**EXERCISE AIM**
Without the pictures, set down every line of the data exactly.

---- DATA BLOCK

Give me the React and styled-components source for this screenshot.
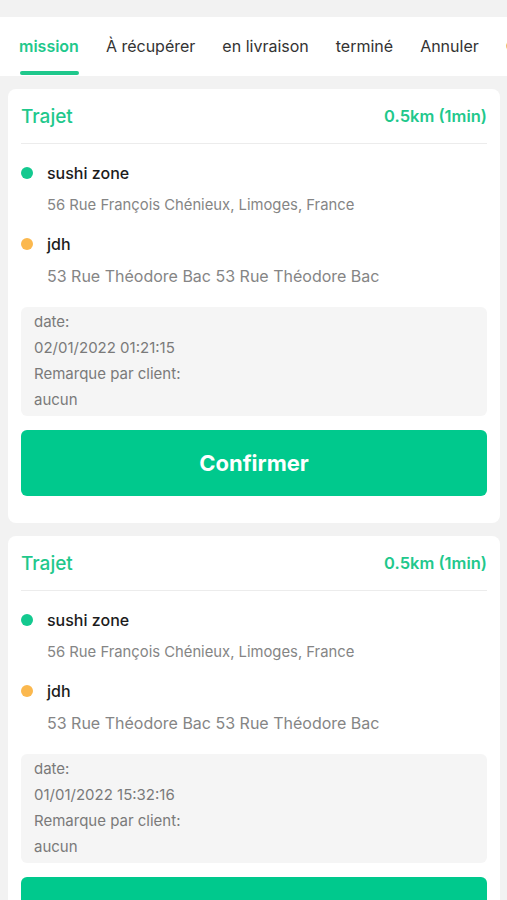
import React from 'react';
import styled, {createGlobalStyle} from 'styled-components';

const GlobalStyle = createGlobalStyle`
  html, body {
    margin: 0;
    padding: 0;
    background: #f2f2f2;
    font-family: Inter, "Noto Sans", sans-serif;
  }
`;

const Page = styled.div`
  width: 507px;
  height: 900px;
  overflow: hidden;
  padding-top: 17px;
  box-sizing: border-box;
  background: #f2f2f2;
`;

const TabBar = styled.div`
  display: flex;
  gap: 27px;
  height: 59px;
  padding: 0 0 0 19px;
  background: #fff;
  overflow: hidden;
  white-space: nowrap;
`;

const Tab = styled.div`
  position: relative;
  display: flex;
  align-items: center;
  padding-bottom: 1px;
  font-size: 16px;
  font-weight: ${p => (p.active ? 600 : 400)};
  color: ${p => (p.active ? '#1fc88c' : '#333')};

  &::after {
    content: '';
    display: ${p => (p.active ? 'block' : 'none')};
    position: absolute;
    left: 1px;
    right: 0;
    bottom: 1px;
    height: 4px;
    border-radius: 2px;
    background: #1fc88c;
  }
`;

const List = styled.div`
  display: flex;
  flex-direction: column;
  gap: 13px;
  padding: 13px 7px 0 8px;
`;

const Card = styled.div`
  background: #fff;
  border-radius: 8px;
  padding: 0 13px 27px 13px;
`;

const Header = styled.div`
  display: flex;
  align-items: center;
  justify-content: space-between;
  height: 54px;
  border-bottom: 1.5px solid #ececec;
`;

const Title = styled.div`
  font-size: 19px;
  font-weight: 500;
  color: #1fc88c;
`;

const Distance = styled.div`
  font-size: 16.5px;
  font-weight: 600;
  color: #1fc88c;
`;

const Stops = styled.div`
  padding-top: 14px;
`;

const StopName = styled.div`
  display: flex;
  align-items: center;
  height: 30px;
  font-size: 16px;
  font-weight: 500;
  color: #1c1c1c;

  &::before {
    content: '';
    width: 12px;
    height: 12px;
    border-radius: 50%;
    margin: 0 14px 0 0;
    background: ${p => p.dot};
  }
`;

const Address = styled.div`
  padding-left: 26px;
  height: 41px;
  line-height: 34px;
  font-size: ${p => p.size || 14.8}px;
  color: #858585;
`;

const InfoBox = styled.div`
  margin-top: 7px;
  background: #f5f5f5;
  border-radius: 6px;
  padding: 2px 13px 3px;
  font-size: 15px;
  line-height: 26px;
  color: #7a7a7a;
`;

const Button = styled.button`
  display: block;
  width: 100%;
  height: 66px;
  margin-top: 14px;
  border: none;
  border-radius: 6px;
  background: #00c98d;
  color: #fff;
  font-family: inherit;
  font-size: 22px;
  font-weight: 700;
`;

const tabs = ['mission', 'À récupérer', 'en livraison', 'terminé', 'Annuler', 'Compte'];

const orders = [
  {date: '02/01/2022 01:21:15'},
  {date: '01/01/2022 15:32:16'},
];

function OrderCard({order}) {
  return (
    <Card>
      <Header>
        <Title>Trajet</Title>
        <Distance>0.5km (1min)</Distance>
      </Header>
      <Stops>
        <StopName dot="#13c98f">sushi zone</StopName>
        <Address>56 Rue François Chénieux, Limoges, France</Address>
        <StopName dot="#fbb84e">jdh</StopName>
        <Address size={16}>53 Rue Théodore Bac 53 Rue Théodore Bac</Address>
      </Stops>
      <InfoBox>
        <div>date:</div>
        <div>{order.date}</div>
        <div>Remarque par client:</div>
        <div>aucun</div>
      </InfoBox>
      <Button>Confirmer</Button>
    </Card>
  );
}

export default function App() {
  return (
    <Page>
      <GlobalStyle/>
      <TabBar>
        {tabs.map((t, i) => (
          <Tab key={t} active={i === 0}>{t}</Tab>
        ))}
      </TabBar>
      <List>
        {orders.map((o, i) => (
          <OrderCard key={i} order={o}/>
        ))}
      </List>
    </Page>
  );
}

--------

**SOLUTION TO THIS TASK**
Give me the React and styled-components source for this screenshot.
import React from 'react';
import styled, {createGlobalStyle} from 'styled-components';

const GlobalStyle = createGlobalStyle`
  html, body {
    margin: 0;
    padding: 0;
    background: #f2f2f2;
    font-family: Inter, "Noto Sans", sans-serif;
  }
`;

const Page = styled.div`
  width: 507px;
  height: 900px;
  overflow: hidden;
  padding-top: 17px;
  box-sizing: border-box;
  background: #f2f2f2;
`;

const TabBar = styled.div`
  display: flex;
  gap: 27px;
  height: 59px;
  padding: 0 0 0 19px;
  background: #fff;
  overflow: hidden;
  white-space: nowrap;
`;

const Tab = styled.div`
  position: relative;
  display: flex;
  align-items: center;
  padding-bottom: 1px;
  font-size: 16px;
  font-weight: ${p => (p.active ? 600 : 400)};
  color: ${p => (p.active ? '#1fc88c' : '#333')};

  &::after {
    content: '';
    display: ${p => (p.active ? 'block' : 'none')};
    position: absolute;
    left: 1px;
    right: 0;
    bottom: 1px;
    height: 4px;
    border-radius: 2px;
    background: #1fc88c;
  }
`;

const List = styled.div`
  display: flex;
  flex-direction: column;
  gap: 13px;
  padding: 13px 7px 0 8px;
`;

const Card = styled.div`
  background: #fff;
  border-radius: 8px;
  padding: 0 13px 27px 13px;
`;

const Header = styled.div`
  display: flex;
  align-items: center;
  justify-content: space-between;
  height: 54px;
  border-bottom: 1.5px solid #ececec;
`;

const Title = styled.div`
  font-size: 19px;
  font-weight: 500;
  color: #1fc88c;
`;

const Distance = styled.div`
  font-size: 16.5px;
  font-weight: 600;
  color: #1fc88c;
`;

const Stops = styled.div`
  padding-top: 14px;
`;

const StopName = styled.div`
  display: flex;
  align-items: center;
  height: 30px;
  font-size: 16px;
  font-weight: 500;
  color: #1c1c1c;

  &::before {
    content: '';
    width: 12px;
    height: 12px;
    border-radius: 50%;
    margin: 0 14px 0 0;
    background: ${p => p.dot};
  }
`;

const Address = styled.div`
  padding-left: 26px;
  height: 41px;
  line-height: 34px;
  font-size: ${p => p.size || 14.8}px;
  color: #858585;
`;

const InfoBox = styled.div`
  margin-top: 7px;
  background: #f5f5f5;
  border-radius: 6px;
  padding: 2px 13px 3px;
  font-size: 15px;
  line-height: 26px;
  color: #7a7a7a;
`;

const Button = styled.button`
  display: block;
  width: 100%;
  height: 66px;
  margin-top: 14px;
  border: none;
  border-radius: 6px;
  background: #00c98d;
  color: #fff;
  font-family: inherit;
  font-size: 22px;
  font-weight: 700;
`;

const tabs = ['mission', 'À récupérer', 'en livraison', 'terminé', 'Annuler', 'Compte'];

const orders = [
  {date: '02/01/2022 01:21:15'},
  {date: '01/01/2022 15:32:16'},
];

function OrderCard({order}) {
  return (
    <Card>
      <Header>
        <Title>Trajet</Title>
        <Distance>0.5km (1min)</Distance>
      </Header>
      <Stops>
        <StopName dot="#13c98f">sushi zone</StopName>
        <Address>56 Rue François Chénieux, Limoges, France</Address>
        <StopName dot="#fbb84e">jdh</StopName>
        <Address size={16}>53 Rue Théodore Bac 53 Rue Théodore Bac</Address>
      </Stops>
      <InfoBox>
        <div>date:</div>
        <div>{order.date}</div>
        <div>Remarque par client:</div>
        <div>aucun</div>
      </InfoBox>
      <Button>Confirmer</Button>
    </Card>
  );
}

export default function App() {
  return (
    <Page>
      <GlobalStyle/>
      <TabBar>
        {tabs.map((t, i) => (
          <Tab key={t} active={i === 0}>{t}</Tab>
        ))}
      </TabBar>
      <List>
        {orders.map((o, i) => (
          <OrderCard key={i} order={o}/>
        ))}
      </List>
    </Page>
  );
}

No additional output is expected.